--- WORK TO BE COMPLETED ---
Repeat the listing exactly as given, omitting every image.

— Begin —

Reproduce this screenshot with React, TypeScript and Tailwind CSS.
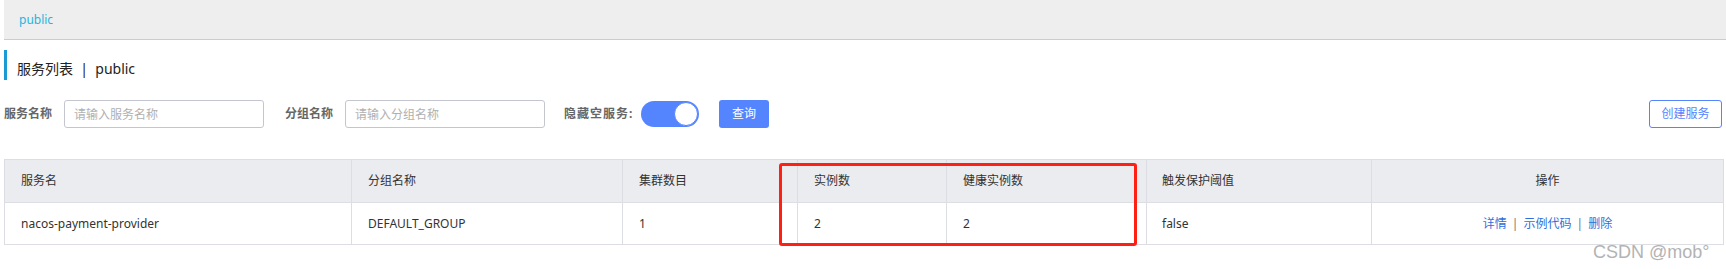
import React from "react";

const font = "font-['Noto_Sans','Noto_Sans_CJK_SC',sans-serif]";

type Row = {
  name: string;
  group: string;
  clusters: string;
  instances: string;
  healthy: string;
  threshold: string;
};

const rows: Row[] = [
  {
    name: "nacos-payment-provider",
    group: "DEFAULT_GROUP",
    clusters: "1",
    instances: "2",
    healthy: "2",
    threshold: "false",
  },
];

function Field({ label, placeholder }: { label: string; placeholder: string }) {
  return (
    <div className="flex items-center">
      <span className="text-[12px] font-bold text-[#666666] w-[49px] whitespace-nowrap">{label}</span>
      <input
        placeholder={placeholder}
        className="ml-[11px] w-[200px] h-[28px] rounded-[3px] border border-[#c4c6cf] px-[9px] text-[12px] text-[#333] placeholder:text-[#b0b0b0] outline-none"
      />
    </div>
  );
}

export default function App() {
  return (
    <div className={`relative w-[1726px] h-[269px] bg-white overflow-hidden ${font}`}>
      {/* breadcrumb */}
      <div className="ml-[4px] h-[40px] bg-[#eeeeee] border-b border-[#cccccc] flex items-center pl-[15px]">
        <span className="text-[12px] text-[#1fb5de]">public</span>
      </div>

      {/* title */}
      <div className="ml-[4px] mt-[10px] h-[30px] border-l-[3px] border-[#1b9ad6] pl-[10px] flex items-end pb-[1px]">
        <span className="text-[14px] leading-[20px] text-[#222]">服务列表&nbsp;&nbsp;|&nbsp;&nbsp;public</span>
      </div>

      {/* filters */}
      <div className="mt-[20px] ml-[4px] mr-[4px] flex items-center h-[28px]">
        <Field label="服务名称" placeholder="请输入服务名称" />
        <div className="ml-[21px]">
          <Field label="分组名称" placeholder="请输入分组名称" />
        </div>
        <span className="ml-[19px] w-[71px] text-[12px] font-bold text-[#666666] whitespace-nowrap tracking-[1px]">隐藏空服务:</span>
        <button className="ml-[6px] w-[58px] h-[26px] rounded-full bg-[#5584ff] flex items-center justify-end p-[1px]">
          <span className="w-[24px] h-[24px] rounded-full bg-white border border-[#5584ff]" />
        </button>
        <button className="ml-[20px] w-[50px] h-[28px] rounded-[3px] bg-[#5584ff] text-white text-[12px]">查询</button>
        <button className="ml-auto w-[73px] h-[28px] rounded-[3px] border border-[#5584ff] bg-white text-[#5584ff] text-[12px]">
          创建服务
        </button>
      </div>

      {/* table */}
      <table className="mt-[31px] ml-[4px] w-[1719px] border-collapse table-fixed text-[12px] text-[#333]">
        <colgroup>
          <col className="w-[347px]" />
          <col className="w-[271px]" />
          <col className="w-[175px]" />
          <col className="w-[149px]" />
          <col className="w-[200px]" />
          <col className="w-[225px]" />
          <col className="w-[352px]" />
        </colgroup>
        <thead>
          <tr className="bg-[#ebecf0] h-[43px]">
            <th className="border border-[#dcdee3] text-left font-normal pl-[16px]">服务名</th>
            <th className="border border-[#dcdee3] text-left font-normal pl-[16px]">分组名称</th>
            <th className="border border-[#dcdee3] text-left font-normal pl-[16px]">集群数目</th>
            <th className="border border-[#dcdee3] text-left font-normal pl-[16px]">实例数</th>
            <th className="border border-[#dcdee3] text-left font-normal pl-[16px]">健康实例数</th>
            <th className="border border-[#dcdee3] text-left font-normal pl-[15px]">触发保护阈值</th>
            <th className="border border-[#dcdee3] text-center font-normal">操作</th>
          </tr>
        </thead>
        <tbody>
          {rows.map((r) => (
            <tr key={r.name} className="h-[42px]">
              <td className="border border-[#dcdee3] pl-[16px]">{r.name}</td>
              <td className="border border-[#dcdee3] pl-[16px]">{r.group}</td>
              <td className="border border-[#dcdee3] pl-[16px]">{r.clusters}</td>
              <td className="border border-[#dcdee3] pl-[16px]">{r.instances}</td>
              <td className="border border-[#dcdee3] pl-[16px]">{r.healthy}</td>
              <td className="border border-[#dcdee3] pl-[15px]">{r.threshold}</td>
              <td className="border border-[#dcdee3] text-center">
                <a className="text-[#2e6fd9]">详情</a>
                <span className="mx-[5px] text-[#777]">|</span>
                <a className="text-[#2e6fd9]">示例代码</a>
                <span className="mx-[5px] text-[#777]">|</span>
                <a className="text-[#2e6fd9]">删除</a>
              </td>
            </tr>
          ))}
        </tbody>
      </table>

      {/* red highlight annotation */}
      <div className="absolute left-[779px] top-[163px] w-[358px] h-[83px] border-[3px] border-[#ff2015] rounded-[3px] pointer-events-none" />

      {/* watermark */}
      <span className="absolute left-[1593px] top-[240px] text-[18px] leading-[24px] text-[#b3b3b3] font-['Liberation_Sans',sans-serif]">
        CSDN @mob°
      </span>
    </div>
  );
}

— End —

--- FINISHED TASK ---
Reproduce this screenshot with React, TypeScript and Tailwind CSS.
import React from "react";

const font = "font-['Noto_Sans','Noto_Sans_CJK_SC',sans-serif]";

type Row = {
  name: string;
  group: string;
  clusters: string;
  instances: string;
  healthy: string;
  threshold: string;
};

const rows: Row[] = [
  {
    name: "nacos-payment-provider",
    group: "DEFAULT_GROUP",
    clusters: "1",
    instances: "2",
    healthy: "2",
    threshold: "false",
  },
];

function Field({ label, placeholder }: { label: string; placeholder: string }) {
  return (
    <div className="flex items-center">
      <span className="text-[12px] font-bold text-[#666666] w-[49px] whitespace-nowrap">{label}</span>
      <input
        placeholder={placeholder}
        className="ml-[11px] w-[200px] h-[28px] rounded-[3px] border border-[#c4c6cf] px-[9px] text-[12px] text-[#333] placeholder:text-[#b0b0b0] outline-none"
      />
    </div>
  );
}

export default function App() {
  return (
    <div className={`relative w-[1726px] h-[269px] bg-white overflow-hidden ${font}`}>
      {/* breadcrumb */}
      <div className="ml-[4px] h-[40px] bg-[#eeeeee] border-b border-[#cccccc] flex items-center pl-[15px]">
        <span className="text-[12px] text-[#1fb5de]">public</span>
      </div>

      {/* title */}
      <div className="ml-[4px] mt-[10px] h-[30px] border-l-[3px] border-[#1b9ad6] pl-[10px] flex items-end pb-[1px]">
        <span className="text-[14px] leading-[20px] text-[#222]">服务列表&nbsp;&nbsp;|&nbsp;&nbsp;public</span>
      </div>

      {/* filters */}
      <div className="mt-[20px] ml-[4px] mr-[4px] flex items-center h-[28px]">
        <Field label="服务名称" placeholder="请输入服务名称" />
        <div className="ml-[21px]">
          <Field label="分组名称" placeholder="请输入分组名称" />
        </div>
        <span className="ml-[19px] w-[71px] text-[12px] font-bold text-[#666666] whitespace-nowrap tracking-[1px]">隐藏空服务:</span>
        <button className="ml-[6px] w-[58px] h-[26px] rounded-full bg-[#5584ff] flex items-center justify-end p-[1px]">
          <span className="w-[24px] h-[24px] rounded-full bg-white border border-[#5584ff]" />
        </button>
        <button className="ml-[20px] w-[50px] h-[28px] rounded-[3px] bg-[#5584ff] text-white text-[12px]">查询</button>
        <button className="ml-auto w-[73px] h-[28px] rounded-[3px] border border-[#5584ff] bg-white text-[#5584ff] text-[12px]">
          创建服务
        </button>
      </div>

      {/* table */}
      <table className="mt-[31px] ml-[4px] w-[1719px] border-collapse table-fixed text-[12px] text-[#333]">
        <colgroup>
          <col className="w-[347px]" />
          <col className="w-[271px]" />
          <col className="w-[175px]" />
          <col className="w-[149px]" />
          <col className="w-[200px]" />
          <col className="w-[225px]" />
          <col className="w-[352px]" />
        </colgroup>
        <thead>
          <tr className="bg-[#ebecf0] h-[43px]">
            <th className="border border-[#dcdee3] text-left font-normal pl-[16px]">服务名</th>
            <th className="border border-[#dcdee3] text-left font-normal pl-[16px]">分组名称</th>
            <th className="border border-[#dcdee3] text-left font-normal pl-[16px]">集群数目</th>
            <th className="border border-[#dcdee3] text-left font-normal pl-[16px]">实例数</th>
            <th className="border border-[#dcdee3] text-left font-normal pl-[16px]">健康实例数</th>
            <th className="border border-[#dcdee3] text-left font-normal pl-[15px]">触发保护阈值</th>
            <th className="border border-[#dcdee3] text-center font-normal">操作</th>
          </tr>
        </thead>
        <tbody>
          {rows.map((r) => (
            <tr key={r.name} className="h-[42px]">
              <td className="border border-[#dcdee3] pl-[16px]">{r.name}</td>
              <td className="border border-[#dcdee3] pl-[16px]">{r.group}</td>
              <td className="border border-[#dcdee3] pl-[16px]">{r.clusters}</td>
              <td className="border border-[#dcdee3] pl-[16px]">{r.instances}</td>
              <td className="border border-[#dcdee3] pl-[16px]">{r.healthy}</td>
              <td className="border border-[#dcdee3] pl-[15px]">{r.threshold}</td>
              <td className="border border-[#dcdee3] text-center">
                <a className="text-[#2e6fd9]">详情</a>
                <span className="mx-[5px] text-[#777]">|</span>
                <a className="text-[#2e6fd9]">示例代码</a>
                <span className="mx-[5px] text-[#777]">|</span>
                <a className="text-[#2e6fd9]">删除</a>
              </td>
            </tr>
          ))}
        </tbody>
      </table>

      {/* red highlight annotation */}
      <div className="absolute left-[779px] top-[163px] w-[358px] h-[83px] border-[3px] border-[#ff2015] rounded-[3px] pointer-events-none" />

      {/* watermark */}
      <span className="absolute left-[1593px] top-[240px] text-[18px] leading-[24px] text-[#b3b3b3] font-['Liberation_Sans',sans-serif]">
        CSDN @mob°
      </span>
    </div>
  );
}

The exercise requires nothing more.